• To be done: Copy all the data exactly, except the pictures.
begin Listing
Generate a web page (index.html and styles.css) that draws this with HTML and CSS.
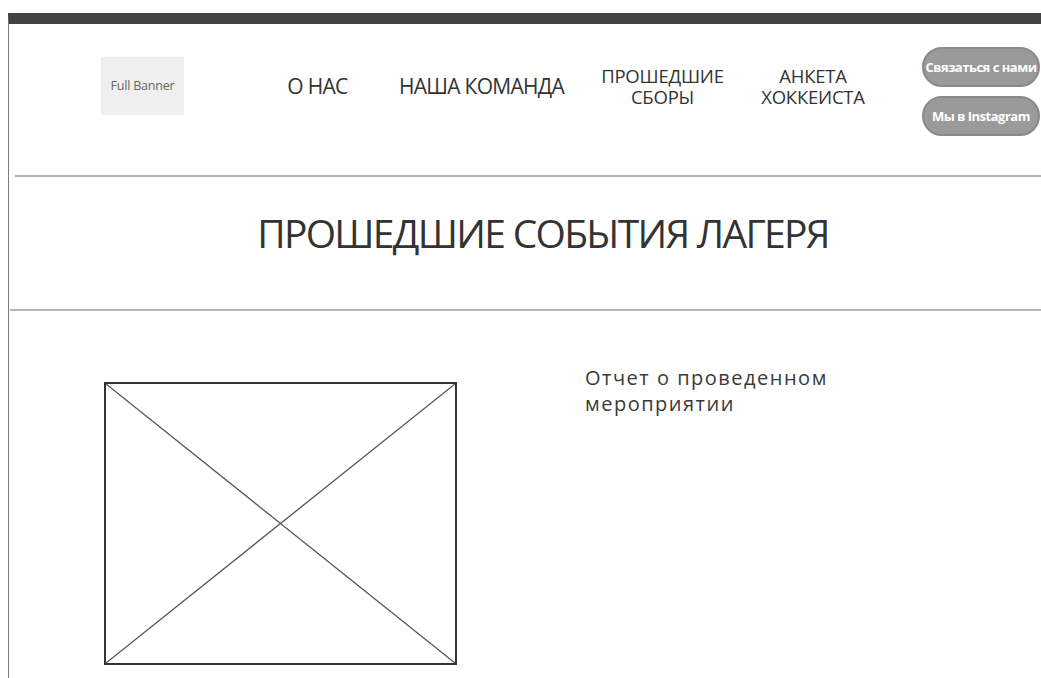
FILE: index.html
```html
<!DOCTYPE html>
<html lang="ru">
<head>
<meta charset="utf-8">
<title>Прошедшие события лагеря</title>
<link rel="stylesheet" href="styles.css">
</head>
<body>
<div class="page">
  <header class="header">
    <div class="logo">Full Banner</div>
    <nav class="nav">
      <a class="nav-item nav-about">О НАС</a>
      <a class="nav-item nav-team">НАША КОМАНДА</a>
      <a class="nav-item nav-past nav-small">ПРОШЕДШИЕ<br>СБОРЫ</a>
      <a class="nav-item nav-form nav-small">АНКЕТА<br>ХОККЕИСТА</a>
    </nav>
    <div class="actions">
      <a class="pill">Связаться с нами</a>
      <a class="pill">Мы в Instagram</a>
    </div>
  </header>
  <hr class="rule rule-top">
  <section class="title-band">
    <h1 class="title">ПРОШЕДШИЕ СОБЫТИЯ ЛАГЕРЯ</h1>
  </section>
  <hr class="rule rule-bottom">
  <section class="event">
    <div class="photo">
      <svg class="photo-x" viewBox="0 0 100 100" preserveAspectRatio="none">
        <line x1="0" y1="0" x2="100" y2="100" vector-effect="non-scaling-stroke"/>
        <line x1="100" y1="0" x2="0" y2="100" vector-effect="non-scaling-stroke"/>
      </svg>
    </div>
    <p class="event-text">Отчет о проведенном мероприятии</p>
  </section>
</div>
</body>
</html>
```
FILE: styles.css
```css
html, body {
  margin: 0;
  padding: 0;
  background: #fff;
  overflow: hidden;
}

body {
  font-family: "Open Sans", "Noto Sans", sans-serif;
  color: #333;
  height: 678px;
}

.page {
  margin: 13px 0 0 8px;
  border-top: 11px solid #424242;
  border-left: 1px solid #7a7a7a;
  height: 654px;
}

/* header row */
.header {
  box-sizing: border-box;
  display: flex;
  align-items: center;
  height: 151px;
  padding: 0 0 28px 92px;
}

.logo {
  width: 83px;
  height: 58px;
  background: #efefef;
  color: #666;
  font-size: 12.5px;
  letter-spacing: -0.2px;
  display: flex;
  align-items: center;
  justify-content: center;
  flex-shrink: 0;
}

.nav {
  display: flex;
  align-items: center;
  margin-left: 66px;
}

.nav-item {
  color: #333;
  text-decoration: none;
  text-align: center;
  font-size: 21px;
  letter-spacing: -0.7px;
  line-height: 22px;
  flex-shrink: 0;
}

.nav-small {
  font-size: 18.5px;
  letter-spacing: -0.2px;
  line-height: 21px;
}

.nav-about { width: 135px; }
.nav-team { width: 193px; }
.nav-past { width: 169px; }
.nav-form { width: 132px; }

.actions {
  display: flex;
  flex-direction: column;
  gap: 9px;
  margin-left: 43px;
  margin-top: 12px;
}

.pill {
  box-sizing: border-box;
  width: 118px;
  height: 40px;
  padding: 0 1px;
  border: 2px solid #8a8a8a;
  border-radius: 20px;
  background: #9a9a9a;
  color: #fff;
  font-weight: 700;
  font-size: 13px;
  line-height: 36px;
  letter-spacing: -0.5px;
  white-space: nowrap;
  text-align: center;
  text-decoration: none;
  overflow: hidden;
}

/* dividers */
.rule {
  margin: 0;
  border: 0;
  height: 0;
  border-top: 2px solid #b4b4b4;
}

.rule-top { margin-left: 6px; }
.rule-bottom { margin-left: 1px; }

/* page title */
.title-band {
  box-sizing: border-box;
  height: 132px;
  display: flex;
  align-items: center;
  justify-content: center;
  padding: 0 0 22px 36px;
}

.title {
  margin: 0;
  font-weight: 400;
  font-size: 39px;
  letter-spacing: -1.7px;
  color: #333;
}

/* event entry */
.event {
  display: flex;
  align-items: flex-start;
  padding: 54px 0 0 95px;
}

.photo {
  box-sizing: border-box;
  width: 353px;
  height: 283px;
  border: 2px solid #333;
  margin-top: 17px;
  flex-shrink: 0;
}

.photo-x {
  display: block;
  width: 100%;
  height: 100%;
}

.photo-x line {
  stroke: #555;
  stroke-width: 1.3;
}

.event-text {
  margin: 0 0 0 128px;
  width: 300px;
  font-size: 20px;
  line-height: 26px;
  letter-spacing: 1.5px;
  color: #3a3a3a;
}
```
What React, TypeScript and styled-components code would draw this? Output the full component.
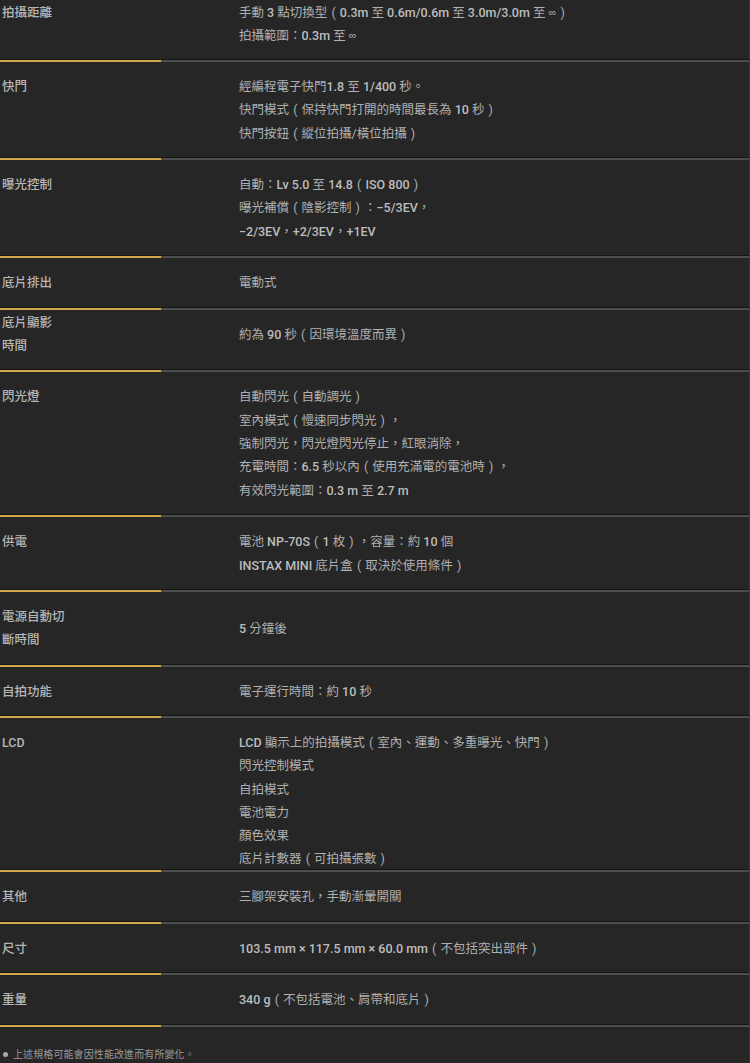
end Listing
• Expected output:
Generate a web page (index.html and styles.css) that draws this with HTML and CSS.
FILE: index.html
```html
<!DOCTYPE html>
<html lang="ru">
<head>
<meta charset="utf-8">
<title>Прошедшие события лагеря</title>
<link rel="stylesheet" href="styles.css">
</head>
<body>
<div class="page">
  <header class="header">
    <div class="logo">Full Banner</div>
    <nav class="nav">
      <a class="nav-item nav-about">О НАС</a>
      <a class="nav-item nav-team">НАША КОМАНДА</a>
      <a class="nav-item nav-past nav-small">ПРОШЕДШИЕ<br>СБОРЫ</a>
      <a class="nav-item nav-form nav-small">АНКЕТА<br>ХОККЕИСТА</a>
    </nav>
    <div class="actions">
      <a class="pill">Связаться с нами</a>
      <a class="pill">Мы в Instagram</a>
    </div>
  </header>
  <hr class="rule rule-top">
  <section class="title-band">
    <h1 class="title">ПРОШЕДШИЕ СОБЫТИЯ ЛАГЕРЯ</h1>
  </section>
  <hr class="rule rule-bottom">
  <section class="event">
    <div class="photo">
      <svg class="photo-x" viewBox="0 0 100 100" preserveAspectRatio="none">
        <line x1="0" y1="0" x2="100" y2="100" vector-effect="non-scaling-stroke"/>
        <line x1="100" y1="0" x2="0" y2="100" vector-effect="non-scaling-stroke"/>
      </svg>
    </div>
    <p class="event-text">Отчет о проведенном мероприятии</p>
  </section>
</div>
</body>
</html>
```
FILE: styles.css
```css
html, body {
  margin: 0;
  padding: 0;
  background: #fff;
  overflow: hidden;
}

body {
  font-family: "Open Sans", "Noto Sans", sans-serif;
  color: #333;
  height: 678px;
}

.page {
  margin: 13px 0 0 8px;
  border-top: 11px solid #424242;
  border-left: 1px solid #7a7a7a;
  height: 654px;
}

/* header row */
.header {
  box-sizing: border-box;
  display: flex;
  align-items: center;
  height: 151px;
  padding: 0 0 28px 92px;
}

.logo {
  width: 83px;
  height: 58px;
  background: #efefef;
  color: #666;
  font-size: 12.5px;
  letter-spacing: -0.2px;
  display: flex;
  align-items: center;
  justify-content: center;
  flex-shrink: 0;
}

.nav {
  display: flex;
  align-items: center;
  margin-left: 66px;
}

.nav-item {
  color: #333;
  text-decoration: none;
  text-align: center;
  font-size: 21px;
  letter-spacing: -0.7px;
  line-height: 22px;
  flex-shrink: 0;
}

.nav-small {
  font-size: 18.5px;
  letter-spacing: -0.2px;
  line-height: 21px;
}

.nav-about { width: 135px; }
.nav-team { width: 193px; }
.nav-past { width: 169px; }
.nav-form { width: 132px; }

.actions {
  display: flex;
  flex-direction: column;
  gap: 9px;
  margin-left: 43px;
  margin-top: 12px;
}

.pill {
  box-sizing: border-box;
  width: 118px;
  height: 40px;
  padding: 0 1px;
  border: 2px solid #8a8a8a;
  border-radius: 20px;
  background: #9a9a9a;
  color: #fff;
  font-weight: 700;
  font-size: 13px;
  line-height: 36px;
  letter-spacing: -0.5px;
  white-space: nowrap;
  text-align: center;
  text-decoration: none;
  overflow: hidden;
}

/* dividers */
.rule {
  margin: 0;
  border: 0;
  height: 0;
  border-top: 2px solid #b4b4b4;
}

.rule-top { margin-left: 6px; }
.rule-bottom { margin-left: 1px; }

/* page title */
.title-band {
  box-sizing: border-box;
  height: 132px;
  display: flex;
  align-items: center;
  justify-content: center;
  padding: 0 0 22px 36px;
}

.title {
  margin: 0;
  font-weight: 400;
  font-size: 39px;
  letter-spacing: -1.7px;
  color: #333;
}

/* event entry */
.event {
  display: flex;
  align-items: flex-start;
  padding: 54px 0 0 95px;
}

.photo {
  box-sizing: border-box;
  width: 353px;
  height: 283px;
  border: 2px solid #333;
  margin-top: 17px;
  flex-shrink: 0;
}

.photo-x {
  display: block;
  width: 100%;
  height: 100%;
}

.photo-x line {
  stroke: #555;
  stroke-width: 1.3;
}

.event-text {
  margin: 0 0 0 128px;
  width: 300px;
  font-size: 20px;
  line-height: 26px;
  letter-spacing: 1.5px;
  color: #3a3a3a;
}
```
What React, TypeScript and styled-components code would draw this? Output the full component.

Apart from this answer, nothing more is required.